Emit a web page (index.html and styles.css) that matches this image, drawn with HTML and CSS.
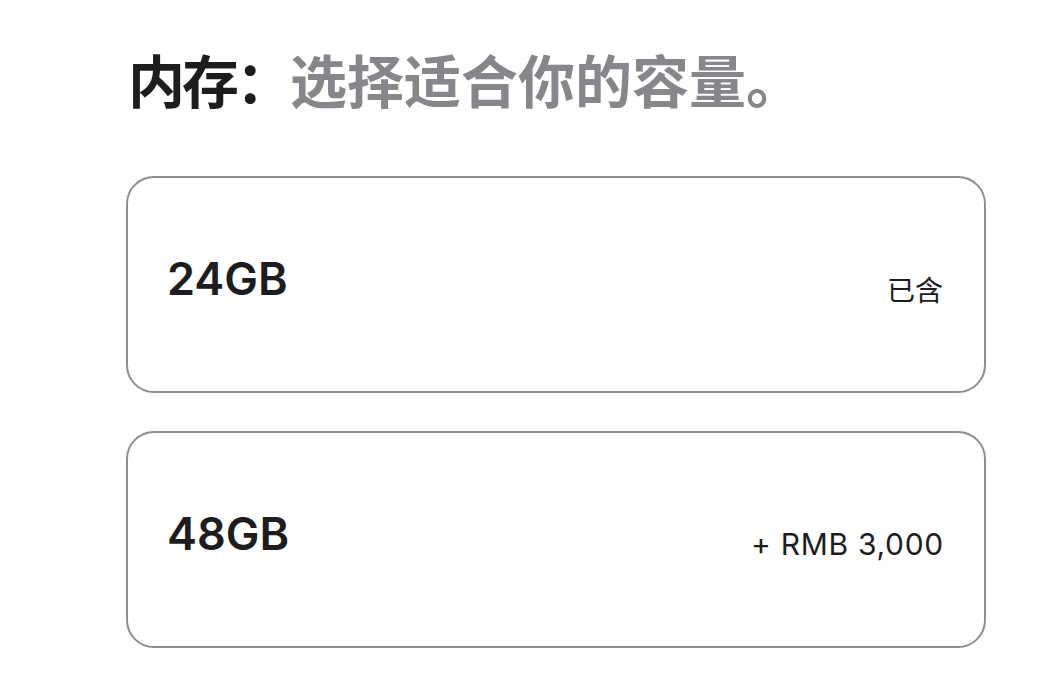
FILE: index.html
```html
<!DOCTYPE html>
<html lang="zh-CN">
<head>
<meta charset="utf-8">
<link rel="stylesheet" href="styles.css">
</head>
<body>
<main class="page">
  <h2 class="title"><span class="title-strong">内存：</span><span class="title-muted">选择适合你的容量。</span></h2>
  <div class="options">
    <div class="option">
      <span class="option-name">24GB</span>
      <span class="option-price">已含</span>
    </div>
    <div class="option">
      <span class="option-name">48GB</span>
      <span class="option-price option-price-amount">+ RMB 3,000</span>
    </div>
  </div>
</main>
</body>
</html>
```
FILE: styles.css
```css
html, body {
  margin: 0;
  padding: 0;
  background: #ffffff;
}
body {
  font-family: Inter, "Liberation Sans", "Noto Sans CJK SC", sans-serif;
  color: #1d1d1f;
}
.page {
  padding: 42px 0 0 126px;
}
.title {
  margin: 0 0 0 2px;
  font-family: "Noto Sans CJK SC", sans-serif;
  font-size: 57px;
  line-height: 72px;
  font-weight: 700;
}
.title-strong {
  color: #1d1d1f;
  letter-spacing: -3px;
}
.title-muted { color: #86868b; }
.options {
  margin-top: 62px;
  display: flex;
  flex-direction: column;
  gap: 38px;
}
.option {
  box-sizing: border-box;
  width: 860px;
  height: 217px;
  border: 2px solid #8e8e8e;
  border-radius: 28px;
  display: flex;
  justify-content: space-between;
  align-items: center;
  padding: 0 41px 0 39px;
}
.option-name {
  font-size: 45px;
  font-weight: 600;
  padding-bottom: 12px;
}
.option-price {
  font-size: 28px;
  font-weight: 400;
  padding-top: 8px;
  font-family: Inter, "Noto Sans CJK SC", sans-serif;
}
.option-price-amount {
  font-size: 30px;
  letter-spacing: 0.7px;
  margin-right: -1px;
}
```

▶ **WHAT IS REQUIRED**
Take the listing above and print it exactly, apart from the pictures.

▶ **OUTPUT OF THE TASK**
Emit a web page (index.html and styles.css) that matches this image, drawn with HTML and CSS.
FILE: index.html
```html
<!DOCTYPE html>
<html lang="zh-CN">
<head>
<meta charset="utf-8">
<link rel="stylesheet" href="styles.css">
</head>
<body>
<main class="page">
  <h2 class="title"><span class="title-strong">内存：</span><span class="title-muted">选择适合你的容量。</span></h2>
  <div class="options">
    <div class="option">
      <span class="option-name">24GB</span>
      <span class="option-price">已含</span>
    </div>
    <div class="option">
      <span class="option-name">48GB</span>
      <span class="option-price option-price-amount">+ RMB 3,000</span>
    </div>
  </div>
</main>
</body>
</html>
```
FILE: styles.css
```css
html, body {
  margin: 0;
  padding: 0;
  background: #ffffff;
}
body {
  font-family: Inter, "Liberation Sans", "Noto Sans CJK SC", sans-serif;
  color: #1d1d1f;
}
.page {
  padding: 42px 0 0 126px;
}
.title {
  margin: 0 0 0 2px;
  font-family: "Noto Sans CJK SC", sans-serif;
  font-size: 57px;
  line-height: 72px;
  font-weight: 700;
}
.title-strong {
  color: #1d1d1f;
  letter-spacing: -3px;
}
.title-muted { color: #86868b; }
.options {
  margin-top: 62px;
  display: flex;
  flex-direction: column;
  gap: 38px;
}
.option {
  box-sizing: border-box;
  width: 860px;
  height: 217px;
  border: 2px solid #8e8e8e;
  border-radius: 28px;
  display: flex;
  justify-content: space-between;
  align-items: center;
  padding: 0 41px 0 39px;
}
.option-name {
  font-size: 45px;
  font-weight: 600;
  padding-bottom: 12px;
}
.option-price {
  font-size: 28px;
  font-weight: 400;
  padding-top: 8px;
  font-family: Inter, "Noto Sans CJK SC", sans-serif;
}
.option-price-amount {
  font-size: 30px;
  letter-spacing: 0.7px;
  margin-right: -1px;
}
```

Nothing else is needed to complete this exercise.